SET TASK: Exactly as written, quote every line that follows, skipping the images.

GIVEN MATERIAL:
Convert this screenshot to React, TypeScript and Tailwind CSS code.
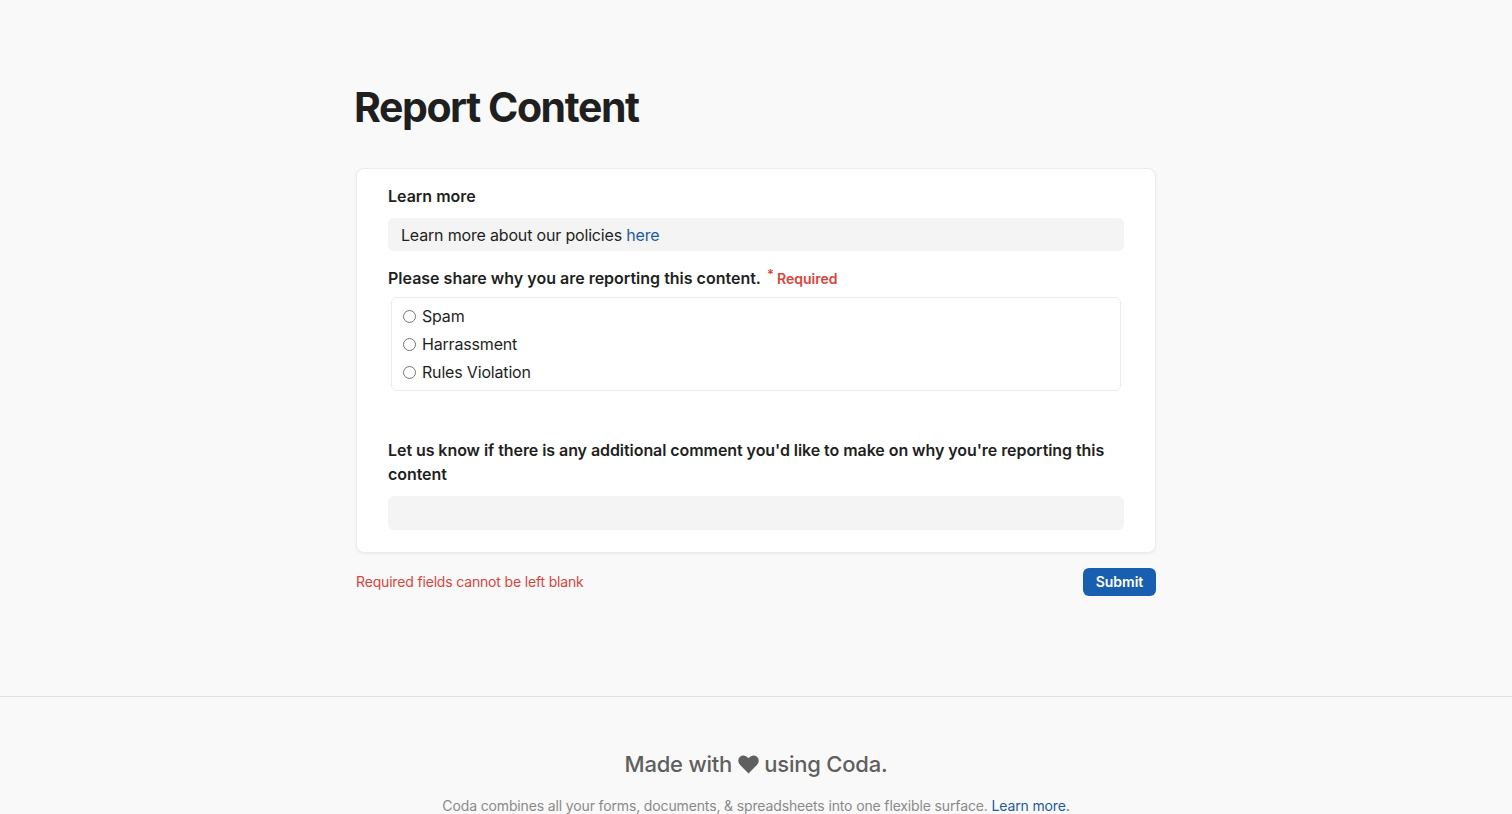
import React from "react";

const options = ["Spam", "Harrassment", "Rules Violation"];

function Heart() {
  return (
    <svg viewBox="0 0 24 22" className="inline-block h-[19px] w-[21px] align-[-2px]" fill="#5f5f5f">
      <path d="M12 21.5 2.3 11.6C-.5 8.7-.5 4.2 2.3 1.9 4.9-.3 8.8.2 12 3.8 15.2.2 19.1-.3 21.7 1.9c2.8 2.3 2.8 6.8 0 9.7L12 21.5z" />
    </svg>
  );
}

export default function App() {
  return (
    <div className="min-h-screen bg-[#f9f9f9] text-[#1f1f1f]" style={{ fontFamily: "Inter, 'Noto Sans', sans-serif" }}>
      <main className="mx-auto w-[802px] pt-[82px]">
        <h1 className="-ml-px text-[41px] font-bold leading-[50px] tracking-[-0.035em] text-[#1f1f1f]">Report Content</h1>

        {/* form card */}
        <div className="mx-px mt-[36px] rounded-lg border border-[#ececec] bg-white px-[31px] pb-[22px] pt-[15px] shadow-[0_1px_3px_rgba(0,0,0,0.06)]">
          <div className="text-base font-semibold leading-6">Learn more</div>
          <div className="mt-[10px] flex h-[33px] items-center rounded-md bg-[#f4f4f4] px-[13px] text-base tracking-[-0.011em]">
            Learn more about our policies&nbsp;<a className="text-[#1d5ba6]">here</a>
          </div>

          <div className="mt-[15px] flex items-baseline text-base font-semibold leading-6">
            Please share why you are reporting this content.
            <span className="ml-[6px] self-start text-[13px] leading-4 text-[#d9453c]">*</span>
            <span className="ml-[3px] text-sm text-[#d9453c]">Required</span>
          </div>
          <div className="ml-[3px] mr-[3px] mt-[7px] rounded-md border border-[#ececec] px-[11px] py-[4px]">
            {options.map((o) => (
              <label key={o} className="flex h-[28px] items-center gap-[6px] text-base tracking-[-0.011em]">
                <span className="h-[13px] w-[13px] rounded-full border border-[#767676] bg-white" />
                {o}
              </label>
            ))}
          </div>

          <div className="mt-[47px] text-base font-semibold leading-6 tracking-[-0.004em]">
            Let us know if there is any additional comment you'd like to make on why you're reporting this content
          </div>
          <div className="mt-[10px] h-[34px] rounded-md bg-[#f4f4f4]" />
        </div>

        <div className="mx-px mt-[15px] flex items-center justify-between">
          <span className="text-sm tracking-[-0.012em] text-[#d9453c]">Required fields cannot be left blank</span>
          <button className="h-[28px] w-[73px] rounded-md bg-[#195fb0] text-sm font-semibold text-white">Submit</button>
        </div>
      </main>

      <footer className="mt-[100px] border-t border-[#e0e0e0] pb-6 pt-[51px] text-center">
        <div className="text-[22px] font-medium leading-8 tracking-[-0.01em] text-[#5f5f5f]">
          Made with <Heart /> using Coda.
        </div>
        <div className="mt-[16px] text-sm tracking-[-0.01em] text-[#8a8a8a]">
          Coda combines all your forms, documents, &amp; spreadsheets into one flexible surface.{" "}
          <a className="text-[#1d5ba6]">Learn more.</a>
        </div>
      </footer>
    </div>
  );
}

ANSWER TO THE TASK:
Convert this screenshot to React, TypeScript and Tailwind CSS code.
import React from "react";

const options = ["Spam", "Harrassment", "Rules Violation"];

function Heart() {
  return (
    <svg viewBox="0 0 24 22" className="inline-block h-[19px] w-[21px] align-[-2px]" fill="#5f5f5f">
      <path d="M12 21.5 2.3 11.6C-.5 8.7-.5 4.2 2.3 1.9 4.9-.3 8.8.2 12 3.8 15.2.2 19.1-.3 21.7 1.9c2.8 2.3 2.8 6.8 0 9.7L12 21.5z" />
    </svg>
  );
}

export default function App() {
  return (
    <div className="min-h-screen bg-[#f9f9f9] text-[#1f1f1f]" style={{ fontFamily: "Inter, 'Noto Sans', sans-serif" }}>
      <main className="mx-auto w-[802px] pt-[82px]">
        <h1 className="-ml-px text-[41px] font-bold leading-[50px] tracking-[-0.035em] text-[#1f1f1f]">Report Content</h1>

        {/* form card */}
        <div className="mx-px mt-[36px] rounded-lg border border-[#ececec] bg-white px-[31px] pb-[22px] pt-[15px] shadow-[0_1px_3px_rgba(0,0,0,0.06)]">
          <div className="text-base font-semibold leading-6">Learn more</div>
          <div className="mt-[10px] flex h-[33px] items-center rounded-md bg-[#f4f4f4] px-[13px] text-base tracking-[-0.011em]">
            Learn more about our policies&nbsp;<a className="text-[#1d5ba6]">here</a>
          </div>

          <div className="mt-[15px] flex items-baseline text-base font-semibold leading-6">
            Please share why you are reporting this content.
            <span className="ml-[6px] self-start text-[13px] leading-4 text-[#d9453c]">*</span>
            <span className="ml-[3px] text-sm text-[#d9453c]">Required</span>
          </div>
          <div className="ml-[3px] mr-[3px] mt-[7px] rounded-md border border-[#ececec] px-[11px] py-[4px]">
            {options.map((o) => (
              <label key={o} className="flex h-[28px] items-center gap-[6px] text-base tracking-[-0.011em]">
                <span className="h-[13px] w-[13px] rounded-full border border-[#767676] bg-white" />
                {o}
              </label>
            ))}
          </div>

          <div className="mt-[47px] text-base font-semibold leading-6 tracking-[-0.004em]">
            Let us know if there is any additional comment you'd like to make on why you're reporting this content
          </div>
          <div className="mt-[10px] h-[34px] rounded-md bg-[#f4f4f4]" />
        </div>

        <div className="mx-px mt-[15px] flex items-center justify-between">
          <span className="text-sm tracking-[-0.012em] text-[#d9453c]">Required fields cannot be left blank</span>
          <button className="h-[28px] w-[73px] rounded-md bg-[#195fb0] text-sm font-semibold text-white">Submit</button>
        </div>
      </main>

      <footer className="mt-[100px] border-t border-[#e0e0e0] pb-6 pt-[51px] text-center">
        <div className="text-[22px] font-medium leading-8 tracking-[-0.01em] text-[#5f5f5f]">
          Made with <Heart /> using Coda.
        </div>
        <div className="mt-[16px] text-sm tracking-[-0.01em] text-[#8a8a8a]">
          Coda combines all your forms, documents, &amp; spreadsheets into one flexible surface.{" "}
          <a className="text-[#1d5ba6]">Learn more.</a>
        </div>
      </footer>
    </div>
  );
}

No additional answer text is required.